MATERIALS PROVIDED:
###

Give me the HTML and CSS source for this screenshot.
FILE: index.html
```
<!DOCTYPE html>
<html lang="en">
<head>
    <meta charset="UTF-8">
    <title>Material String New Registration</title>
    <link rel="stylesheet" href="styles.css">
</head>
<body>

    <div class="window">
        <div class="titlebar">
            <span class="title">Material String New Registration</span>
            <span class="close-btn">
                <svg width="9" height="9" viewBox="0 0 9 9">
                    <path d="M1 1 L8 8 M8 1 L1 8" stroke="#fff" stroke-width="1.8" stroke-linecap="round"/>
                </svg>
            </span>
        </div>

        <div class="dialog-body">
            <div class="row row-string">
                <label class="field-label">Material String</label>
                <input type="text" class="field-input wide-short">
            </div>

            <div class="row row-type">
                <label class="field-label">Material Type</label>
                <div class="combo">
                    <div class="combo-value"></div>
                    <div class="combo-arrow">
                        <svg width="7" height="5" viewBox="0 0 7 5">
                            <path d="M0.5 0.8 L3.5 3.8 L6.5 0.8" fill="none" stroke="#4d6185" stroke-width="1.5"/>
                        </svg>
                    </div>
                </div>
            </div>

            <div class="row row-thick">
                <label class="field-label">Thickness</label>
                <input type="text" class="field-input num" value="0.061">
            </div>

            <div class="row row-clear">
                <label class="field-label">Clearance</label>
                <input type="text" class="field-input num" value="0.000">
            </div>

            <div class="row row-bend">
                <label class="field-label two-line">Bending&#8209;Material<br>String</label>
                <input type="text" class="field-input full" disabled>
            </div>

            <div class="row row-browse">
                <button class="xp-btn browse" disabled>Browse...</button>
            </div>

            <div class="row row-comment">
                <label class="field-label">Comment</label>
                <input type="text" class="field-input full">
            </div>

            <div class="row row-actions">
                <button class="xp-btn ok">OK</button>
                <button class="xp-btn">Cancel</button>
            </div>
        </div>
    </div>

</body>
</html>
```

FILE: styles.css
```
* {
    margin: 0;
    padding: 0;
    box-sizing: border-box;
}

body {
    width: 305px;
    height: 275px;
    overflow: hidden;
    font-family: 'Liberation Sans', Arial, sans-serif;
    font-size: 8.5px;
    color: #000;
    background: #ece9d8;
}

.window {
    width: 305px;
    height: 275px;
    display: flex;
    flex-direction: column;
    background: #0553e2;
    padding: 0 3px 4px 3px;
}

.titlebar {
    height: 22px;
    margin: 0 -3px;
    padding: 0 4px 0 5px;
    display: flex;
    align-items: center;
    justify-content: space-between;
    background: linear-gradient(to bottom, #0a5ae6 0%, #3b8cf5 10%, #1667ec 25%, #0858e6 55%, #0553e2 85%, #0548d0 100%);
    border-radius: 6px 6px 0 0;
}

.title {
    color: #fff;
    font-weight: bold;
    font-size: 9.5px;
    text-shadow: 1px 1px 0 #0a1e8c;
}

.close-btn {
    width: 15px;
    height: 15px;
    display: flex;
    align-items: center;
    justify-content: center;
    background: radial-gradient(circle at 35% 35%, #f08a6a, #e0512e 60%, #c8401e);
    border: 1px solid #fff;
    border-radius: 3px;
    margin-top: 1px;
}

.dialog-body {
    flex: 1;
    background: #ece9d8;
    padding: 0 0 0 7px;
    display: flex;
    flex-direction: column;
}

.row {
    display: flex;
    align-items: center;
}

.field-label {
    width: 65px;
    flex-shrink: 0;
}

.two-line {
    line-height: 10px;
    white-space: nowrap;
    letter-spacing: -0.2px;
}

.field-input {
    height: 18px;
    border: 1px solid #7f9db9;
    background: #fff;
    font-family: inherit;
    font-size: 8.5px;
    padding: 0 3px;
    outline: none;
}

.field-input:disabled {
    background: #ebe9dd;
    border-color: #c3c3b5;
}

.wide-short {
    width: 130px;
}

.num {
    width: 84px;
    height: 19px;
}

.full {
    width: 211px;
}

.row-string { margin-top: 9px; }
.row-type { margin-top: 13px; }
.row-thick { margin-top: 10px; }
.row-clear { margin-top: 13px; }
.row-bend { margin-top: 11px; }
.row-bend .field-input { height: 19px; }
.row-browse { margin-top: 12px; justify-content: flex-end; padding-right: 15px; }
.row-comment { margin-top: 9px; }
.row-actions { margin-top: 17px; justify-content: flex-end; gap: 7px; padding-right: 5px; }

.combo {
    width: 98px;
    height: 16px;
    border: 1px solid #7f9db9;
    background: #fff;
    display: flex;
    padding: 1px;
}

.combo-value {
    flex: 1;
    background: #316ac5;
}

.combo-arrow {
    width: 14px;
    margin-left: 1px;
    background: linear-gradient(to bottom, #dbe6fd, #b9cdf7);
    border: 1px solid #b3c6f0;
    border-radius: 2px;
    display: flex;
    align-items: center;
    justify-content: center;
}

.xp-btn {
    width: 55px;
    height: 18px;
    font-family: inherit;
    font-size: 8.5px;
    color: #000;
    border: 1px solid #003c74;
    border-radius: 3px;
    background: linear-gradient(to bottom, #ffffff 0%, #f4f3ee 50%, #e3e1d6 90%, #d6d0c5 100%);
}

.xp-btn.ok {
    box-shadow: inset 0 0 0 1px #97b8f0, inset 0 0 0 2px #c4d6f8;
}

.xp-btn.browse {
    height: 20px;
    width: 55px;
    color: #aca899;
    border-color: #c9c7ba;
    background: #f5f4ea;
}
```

###

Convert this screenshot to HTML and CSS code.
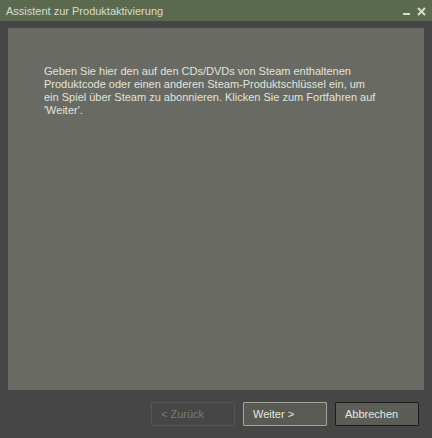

###

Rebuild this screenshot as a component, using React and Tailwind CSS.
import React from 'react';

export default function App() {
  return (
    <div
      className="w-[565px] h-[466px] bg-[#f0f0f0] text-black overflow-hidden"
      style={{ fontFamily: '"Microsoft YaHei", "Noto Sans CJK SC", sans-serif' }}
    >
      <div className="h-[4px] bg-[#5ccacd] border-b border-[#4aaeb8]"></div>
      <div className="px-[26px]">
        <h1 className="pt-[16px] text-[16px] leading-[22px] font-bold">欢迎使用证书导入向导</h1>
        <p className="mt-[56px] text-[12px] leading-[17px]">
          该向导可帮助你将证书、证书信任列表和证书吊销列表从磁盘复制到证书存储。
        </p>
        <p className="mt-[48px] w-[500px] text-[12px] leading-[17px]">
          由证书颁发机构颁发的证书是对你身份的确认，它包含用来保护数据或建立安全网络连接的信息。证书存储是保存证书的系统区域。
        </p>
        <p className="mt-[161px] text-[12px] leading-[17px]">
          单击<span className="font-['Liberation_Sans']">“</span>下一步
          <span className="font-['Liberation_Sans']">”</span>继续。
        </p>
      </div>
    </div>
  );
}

###

Across all the entries, count the lines that contain the word "React" and give the number by itself.

2